◆ **Task to carry out**
Each line below should be retyped exactly, with no pictures.

>> begin Recorded data

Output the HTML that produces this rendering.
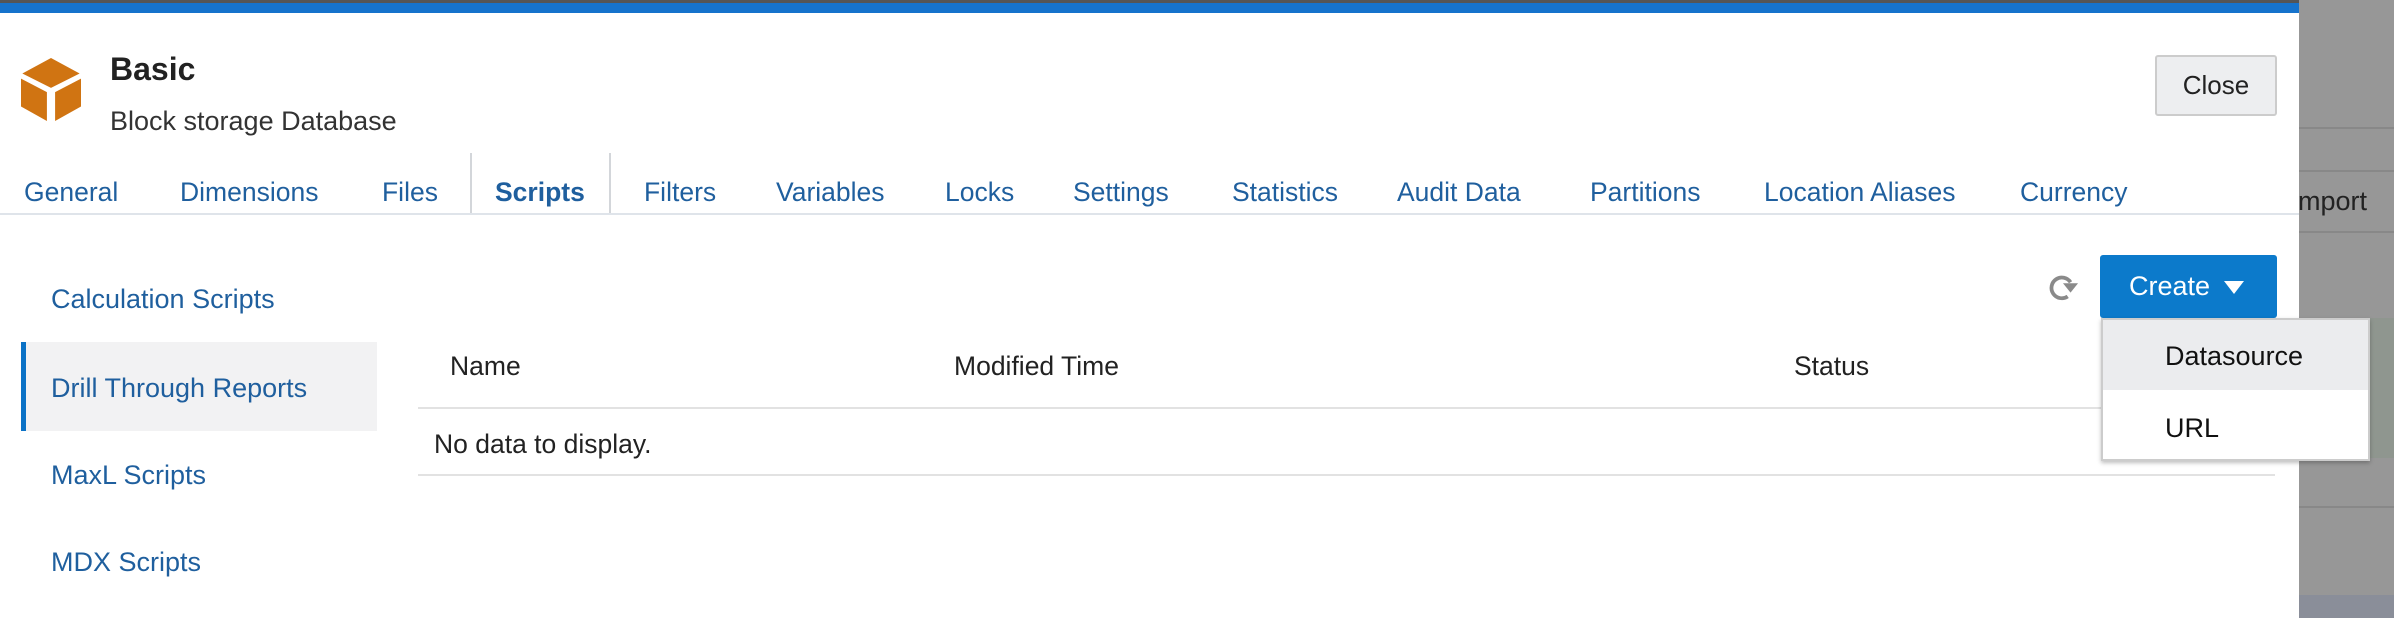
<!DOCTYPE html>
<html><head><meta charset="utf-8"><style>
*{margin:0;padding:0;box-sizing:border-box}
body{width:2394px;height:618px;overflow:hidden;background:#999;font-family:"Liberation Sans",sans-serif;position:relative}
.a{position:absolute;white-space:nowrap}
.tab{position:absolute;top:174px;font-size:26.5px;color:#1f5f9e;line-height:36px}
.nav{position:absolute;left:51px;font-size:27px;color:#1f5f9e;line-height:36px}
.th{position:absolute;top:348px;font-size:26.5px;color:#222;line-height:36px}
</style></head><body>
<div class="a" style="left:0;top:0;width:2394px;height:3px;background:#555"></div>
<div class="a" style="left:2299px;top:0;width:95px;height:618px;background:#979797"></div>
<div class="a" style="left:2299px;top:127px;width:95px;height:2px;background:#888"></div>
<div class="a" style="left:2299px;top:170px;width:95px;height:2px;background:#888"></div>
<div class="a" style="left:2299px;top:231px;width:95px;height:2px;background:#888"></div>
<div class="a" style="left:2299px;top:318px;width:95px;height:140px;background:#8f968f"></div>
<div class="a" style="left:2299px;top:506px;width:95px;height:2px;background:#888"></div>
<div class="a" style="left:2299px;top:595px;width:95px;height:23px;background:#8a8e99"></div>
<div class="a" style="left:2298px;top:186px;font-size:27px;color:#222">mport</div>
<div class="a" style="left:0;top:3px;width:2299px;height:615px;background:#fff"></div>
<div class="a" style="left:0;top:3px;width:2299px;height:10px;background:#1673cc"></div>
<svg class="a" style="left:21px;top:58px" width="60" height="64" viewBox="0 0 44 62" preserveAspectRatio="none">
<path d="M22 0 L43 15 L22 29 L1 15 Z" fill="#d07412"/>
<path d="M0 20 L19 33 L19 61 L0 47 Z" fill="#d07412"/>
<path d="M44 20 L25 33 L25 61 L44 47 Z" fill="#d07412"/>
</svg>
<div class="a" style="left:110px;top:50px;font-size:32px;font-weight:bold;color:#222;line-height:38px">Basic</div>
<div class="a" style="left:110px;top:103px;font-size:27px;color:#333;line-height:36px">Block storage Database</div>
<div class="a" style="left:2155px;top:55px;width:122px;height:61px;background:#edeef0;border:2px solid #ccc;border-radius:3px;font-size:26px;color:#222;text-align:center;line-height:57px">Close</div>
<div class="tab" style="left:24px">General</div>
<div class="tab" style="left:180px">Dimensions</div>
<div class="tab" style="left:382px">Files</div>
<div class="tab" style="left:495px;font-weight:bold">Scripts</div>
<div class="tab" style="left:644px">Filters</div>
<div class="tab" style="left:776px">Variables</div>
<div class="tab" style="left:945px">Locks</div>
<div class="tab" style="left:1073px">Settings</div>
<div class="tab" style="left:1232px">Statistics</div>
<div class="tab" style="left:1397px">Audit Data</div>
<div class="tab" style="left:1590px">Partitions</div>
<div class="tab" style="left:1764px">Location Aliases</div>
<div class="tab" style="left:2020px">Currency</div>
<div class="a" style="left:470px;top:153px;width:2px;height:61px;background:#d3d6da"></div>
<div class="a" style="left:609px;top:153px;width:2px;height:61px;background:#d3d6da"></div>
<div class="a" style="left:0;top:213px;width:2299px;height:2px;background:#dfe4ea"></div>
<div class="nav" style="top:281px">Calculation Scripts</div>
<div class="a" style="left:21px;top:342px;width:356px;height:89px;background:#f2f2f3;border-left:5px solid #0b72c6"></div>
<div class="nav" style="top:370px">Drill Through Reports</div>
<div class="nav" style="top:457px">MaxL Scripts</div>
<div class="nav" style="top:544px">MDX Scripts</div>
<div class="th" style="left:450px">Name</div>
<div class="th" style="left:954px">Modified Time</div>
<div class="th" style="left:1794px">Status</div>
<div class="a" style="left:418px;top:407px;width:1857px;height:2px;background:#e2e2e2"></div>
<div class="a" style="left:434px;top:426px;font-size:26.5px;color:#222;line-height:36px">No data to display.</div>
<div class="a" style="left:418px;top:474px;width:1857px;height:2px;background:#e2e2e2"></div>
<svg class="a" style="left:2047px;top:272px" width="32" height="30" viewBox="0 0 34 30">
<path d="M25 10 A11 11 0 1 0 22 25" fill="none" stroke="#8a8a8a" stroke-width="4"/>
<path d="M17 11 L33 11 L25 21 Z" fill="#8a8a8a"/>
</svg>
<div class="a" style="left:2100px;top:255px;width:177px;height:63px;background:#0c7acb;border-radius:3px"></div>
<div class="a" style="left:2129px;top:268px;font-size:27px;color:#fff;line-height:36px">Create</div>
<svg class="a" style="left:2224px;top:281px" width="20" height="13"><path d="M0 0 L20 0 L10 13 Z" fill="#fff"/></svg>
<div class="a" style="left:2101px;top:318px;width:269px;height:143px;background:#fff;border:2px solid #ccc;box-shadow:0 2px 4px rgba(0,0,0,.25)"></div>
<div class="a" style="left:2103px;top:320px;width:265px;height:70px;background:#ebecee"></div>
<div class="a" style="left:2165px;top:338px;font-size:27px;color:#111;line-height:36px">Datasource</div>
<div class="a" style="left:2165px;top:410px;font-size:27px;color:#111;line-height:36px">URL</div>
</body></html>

>> end Recorded data

◆ **Completed task**
Output the HTML that produces this rendering.
<!DOCTYPE html>
<html><head><meta charset="utf-8"><style>
*{margin:0;padding:0;box-sizing:border-box}
body{width:2394px;height:618px;overflow:hidden;background:#999;font-family:"Liberation Sans",sans-serif;position:relative}
.a{position:absolute;white-space:nowrap}
.tab{position:absolute;top:174px;font-size:26.5px;color:#1f5f9e;line-height:36px}
.nav{position:absolute;left:51px;font-size:27px;color:#1f5f9e;line-height:36px}
.th{position:absolute;top:348px;font-size:26.5px;color:#222;line-height:36px}
</style></head><body>
<div class="a" style="left:0;top:0;width:2394px;height:3px;background:#555"></div>
<div class="a" style="left:2299px;top:0;width:95px;height:618px;background:#979797"></div>
<div class="a" style="left:2299px;top:127px;width:95px;height:2px;background:#888"></div>
<div class="a" style="left:2299px;top:170px;width:95px;height:2px;background:#888"></div>
<div class="a" style="left:2299px;top:231px;width:95px;height:2px;background:#888"></div>
<div class="a" style="left:2299px;top:318px;width:95px;height:140px;background:#8f968f"></div>
<div class="a" style="left:2299px;top:506px;width:95px;height:2px;background:#888"></div>
<div class="a" style="left:2299px;top:595px;width:95px;height:23px;background:#8a8e99"></div>
<div class="a" style="left:2298px;top:186px;font-size:27px;color:#222">mport</div>
<div class="a" style="left:0;top:3px;width:2299px;height:615px;background:#fff"></div>
<div class="a" style="left:0;top:3px;width:2299px;height:10px;background:#1673cc"></div>
<svg class="a" style="left:21px;top:58px" width="60" height="64" viewBox="0 0 44 62" preserveAspectRatio="none">
<path d="M22 0 L43 15 L22 29 L1 15 Z" fill="#d07412"/>
<path d="M0 20 L19 33 L19 61 L0 47 Z" fill="#d07412"/>
<path d="M44 20 L25 33 L25 61 L44 47 Z" fill="#d07412"/>
</svg>
<div class="a" style="left:110px;top:50px;font-size:32px;font-weight:bold;color:#222;line-height:38px">Basic</div>
<div class="a" style="left:110px;top:103px;font-size:27px;color:#333;line-height:36px">Block storage Database</div>
<div class="a" style="left:2155px;top:55px;width:122px;height:61px;background:#edeef0;border:2px solid #ccc;border-radius:3px;font-size:26px;color:#222;text-align:center;line-height:57px">Close</div>
<div class="tab" style="left:24px">General</div>
<div class="tab" style="left:180px">Dimensions</div>
<div class="tab" style="left:382px">Files</div>
<div class="tab" style="left:495px;font-weight:bold">Scripts</div>
<div class="tab" style="left:644px">Filters</div>
<div class="tab" style="left:776px">Variables</div>
<div class="tab" style="left:945px">Locks</div>
<div class="tab" style="left:1073px">Settings</div>
<div class="tab" style="left:1232px">Statistics</div>
<div class="tab" style="left:1397px">Audit Data</div>
<div class="tab" style="left:1590px">Partitions</div>
<div class="tab" style="left:1764px">Location Aliases</div>
<div class="tab" style="left:2020px">Currency</div>
<div class="a" style="left:470px;top:153px;width:2px;height:61px;background:#d3d6da"></div>
<div class="a" style="left:609px;top:153px;width:2px;height:61px;background:#d3d6da"></div>
<div class="a" style="left:0;top:213px;width:2299px;height:2px;background:#dfe4ea"></div>
<div class="nav" style="top:281px">Calculation Scripts</div>
<div class="a" style="left:21px;top:342px;width:356px;height:89px;background:#f2f2f3;border-left:5px solid #0b72c6"></div>
<div class="nav" style="top:370px">Drill Through Reports</div>
<div class="nav" style="top:457px">MaxL Scripts</div>
<div class="nav" style="top:544px">MDX Scripts</div>
<div class="th" style="left:450px">Name</div>
<div class="th" style="left:954px">Modified Time</div>
<div class="th" style="left:1794px">Status</div>
<div class="a" style="left:418px;top:407px;width:1857px;height:2px;background:#e2e2e2"></div>
<div class="a" style="left:434px;top:426px;font-size:26.5px;color:#222;line-height:36px">No data to display.</div>
<div class="a" style="left:418px;top:474px;width:1857px;height:2px;background:#e2e2e2"></div>
<svg class="a" style="left:2047px;top:272px" width="32" height="30" viewBox="0 0 34 30">
<path d="M25 10 A11 11 0 1 0 22 25" fill="none" stroke="#8a8a8a" stroke-width="4"/>
<path d="M17 11 L33 11 L25 21 Z" fill="#8a8a8a"/>
</svg>
<div class="a" style="left:2100px;top:255px;width:177px;height:63px;background:#0c7acb;border-radius:3px"></div>
<div class="a" style="left:2129px;top:268px;font-size:27px;color:#fff;line-height:36px">Create</div>
<svg class="a" style="left:2224px;top:281px" width="20" height="13"><path d="M0 0 L20 0 L10 13 Z" fill="#fff"/></svg>
<div class="a" style="left:2101px;top:318px;width:269px;height:143px;background:#fff;border:2px solid #ccc;box-shadow:0 2px 4px rgba(0,0,0,.25)"></div>
<div class="a" style="left:2103px;top:320px;width:265px;height:70px;background:#ebecee"></div>
<div class="a" style="left:2165px;top:338px;font-size:27px;color:#111;line-height:36px">Datasource</div>
<div class="a" style="left:2165px;top:410px;font-size:27px;color:#111;line-height:36px">URL</div>
</body></html>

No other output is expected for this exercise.